I've just finished playing STALKER, a "first-person survival horror shooter" set in the Zone of Alienation around Chernobyl.
It's been out for about a year now, but I only got part-way through the game last year before I lost interest. Having visited Pripyat, the ghost town near the reactor, in Call of Duty 4 last month, I was inspired to return to STALKER and try to finish it off.
The game's real strength is its mythology, and the creepy, desolate atmosphere that it creates. The Zone is a wasteland of run-down buildings, strange anomalies and aggressive, mutated wildlife, and it's fun to explore. Many of the locations, notably Chernobyl itself, have been closely reproduced from their real-life counterparts, and knowing that really added to my enjoyment of the game.
While most of the enemies you fight are human, not all are. While exploring an abandoned research facility, a couple of hours into the game, I ran into my first mutants. It was a genuinely scary experience. One creature had some kind of telepathic attack that seemed to pull me towards it; the first time I ran into it, I had no idea what was going on, or how to fight it. It was a refreshingly different experience. A similar disorienting effect occurred later in the game while I was exploring another abandoned lab, and ran into some really bizarre anomlies and a poltergeist. STALKER conveys the weirdness of its Zone extremely well.
The game isn't without its problems, however. There are clipping problems galore, and getting around can be tedious. The Zone is large, yet there is no means of rapidly moving from one place to another. When the missions required me to backtrack a long way, I wouldn't bother unless it was essential for me to proceed.
Because of that, I ended up missing a large, important chunk of the game, even though I didn't realise it at the time. About 2/3 of the way through the game I got a mission to go and talk to someone back in the starting area. It seemed important, however I already had a mission to find a monolith inside the Chernobyl sarcophagus, which I assumed was the main quest line. So I didn't bother with the other mission.
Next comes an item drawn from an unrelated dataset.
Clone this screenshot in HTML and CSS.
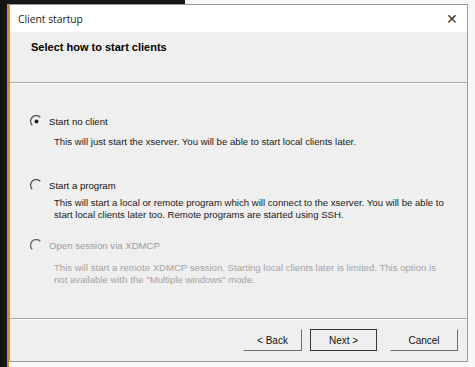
FILE: index.html
```html
<!DOCTYPE html>
<html lang="en">
<head>
    <meta charset="UTF-8">
    <title>Client startup</title>
    <link rel="stylesheet" href="styles.css">
</head>
<body>
    <div class="dialog">
        <div class="titlebar">
            <span class="title">Client startup</span>
            <span class="close">&#x2715;</span>
        </div>

        <div class="header">
            <h1>Select how to start clients</h1>
        </div>

        <div class="content">
            <div class="option first">
                <div class="option-label">
                    <svg class="radio" width="13" height="13" viewBox="0 0 13 13">
                        <path d="M2.2 10.3 A5.5 5.5 0 0 1 10.3 2.2" fill="none" stroke="#555" stroke-width="1.3"/>
                        <circle cx="6.5" cy="6.5" r="2" fill="#222"/>
                    </svg>
                    <span>Start no client</span>
                </div>
                <p class="option-desc">This will just start the xserver. You will be able to start local clients later.</p>
            </div>

            <div class="option second">
                <div class="option-label">
                    <svg class="radio" width="13" height="13" viewBox="0 0 13 13">
                        <path d="M2.2 10.3 A5.5 5.5 0 0 1 10.3 2.2" fill="none" stroke="#555" stroke-width="1.3"/>
                    </svg>
                    <span>Start a program</span>
                </div>
                <p class="option-desc">This will start a local or remote program which will connect to the xserver. You will be able to start local clients later too. Remote programs are started using SSH.</p>
            </div>

            <div class="option disabled">
                <div class="option-label">
                    <svg class="radio" width="13" height="13" viewBox="0 0 13 13">
                        <path d="M2.2 10.3 A5.5 5.5 0 0 1 10.3 2.2" fill="none" stroke="#666" stroke-width="1.3"/>
                    </svg>
                    <span>Open session via XDMCP</span>
                </div>
                <p class="option-desc">This will start a remote XDMCP session. Starting local clients later is limited. This option is not available with the "Multiple windows" mode.</p>
            </div>
        </div>

        <div class="buttons">
            <button class="btn back">&lt; Back</button>
            <button class="btn default">Next &gt;</button>
            <button class="btn">Cancel</button>
        </div>
    </div>
</body>
</html>
```

FILE: styles.css
```css
body {
    margin: 0;
    width: 475px;
    height: 367px;
    padding: 4px 0 0 9px;
    box-sizing: border-box;
    font-family: "Liberation Sans", Arial, sans-serif;
    font-size: 9.6px;
    color: #111;
    background:
        linear-gradient(#161616, #161616) 0 0 / 185px 4px no-repeat,
        linear-gradient(to right, #101010 0, #1a1a1a 7px, #c98a3c 7px, #c98a3c 9px) 0 0 / 9px 100% no-repeat,
        #f7f7f5;
}

.dialog {
    width: 459px;
    height: 358px;
    box-sizing: border-box;
    border: 1px solid #9a9a9a;
    background: #efefef;
    display: flex;
    flex-direction: column;
}

/* --- title bar --- */
.titlebar {
    height: 27px;
    background: #fff;
    display: flex;
    align-items: center;
    justify-content: space-between;
    padding: 0 9px 0 8px;
    flex-shrink: 0;
}

.title {
    font-family: "Open Sans", sans-serif;
    font-size: 10.3px;
    color: #222;
}

.close {
    font-size: 14px;
    color: #333;
}

/* --- header --- */
.header {
    height: 51px;
    padding: 9px 0 0 21px;
    box-sizing: border-box;
    border-bottom: 1px solid #a8a8a8;
    box-shadow: 0 1px 0 #fbfbfb;
    flex-shrink: 0;
}

.header h1 {
    margin: 0;
    font-size: 11px;
    font-weight: bold;
    color: #000;
}

/* --- options --- */
.content {
    flex: 1;
    padding: 31px 0 0 20px;
    border-bottom: 1px solid #a8a8a8;
    box-shadow: 0 1px 0 #fbfbfb;
}

.option.first {
    height: 64px;
}

.option.second {
    height: 60px;
}

.option-label {
    display: flex;
    align-items: center;
    gap: 6px;
    height: 15px;
}

.radio {
    display: block;
}

.option-desc {
    margin: 7px 0 0 24px;
    width: 395px;
    line-height: 12px;
    color: #1a1a1a;
}

.option.second .option-desc {
    margin-top: 4px;
}

.option.disabled .option-desc {
    margin-top: 9px;
}

.option.disabled {
    color: #9c9c9c;
}

.option.disabled .option-desc {
    color: #a4a4a4;
}

/* --- buttons --- */
.buttons {
    height: 42px;
    display: flex;
    justify-content: flex-end;
    align-items: center;
    gap: 8px;
    padding: 0 9px 0 0;
    flex-shrink: 0;
}

.btn {
    font-family: "Liberation Sans", Arial, sans-serif;
    font-size: 10px;
    color: #111;
    height: 22px;
    width: 68px;
    background: #efefef;
    border: 1px solid #efefef;
    border-right-color: #707070;
    border-bottom-color: #707070;
    padding: 0;
}

.btn.back {
    width: 59px;
}

.btn.default {
    width: 67px;
    border: 1px solid #3a3a3a;
    margin-right: 5px;
}
```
When I finally made it to the monolith, I got a perplexing cutscene and the game ended. Baffled, I stared open-mouthed at the screen. Your main objective, given to you at the start of the game, was to kill someone called Strelok. All through the game I had been uncovering clues as to Strelok's whereabouts. Now I realised that the game had ended, and yet I still had no idea who Strelok was.
Now I was wondering what the hell was going on again, but this time it wasn't in a good way. So it was onto Google to find out what I'd missed.
It turned out that the game has multiple endings, and that to get to the "proper" one, I should have done that mission that I skipped. If I had, I would have discovered who Strelok was, and would have found my way into a whole other section of the game within the reactor. Fortunately, thanks to a clipping bug I was able to force my way through the locked door in the reactor that lead to this final section, and play it out. But I was left feeling mildly irritated that the game had allowed my to have such an unsatisfying ending intially. I guess that's the price you pay for a free-form, open world, rather than a game that's on rails.
As a result of the game, I've taken an interest in the real-life Chernobyl and its exclusion zone. It's fascinating to check it out on Google Earth, along with Pripyat and its ferris wheel. The BBC's Horizon program did a documentary on Chernobyl in 1996 and I intend to watch that too. It's spooky to think that there's now a 19-mile wide exclusion zone around the reactor that's almost devoid of human life.
It's amazing that it took someone as long as it did to turn such a mysterious place into a setting for a game.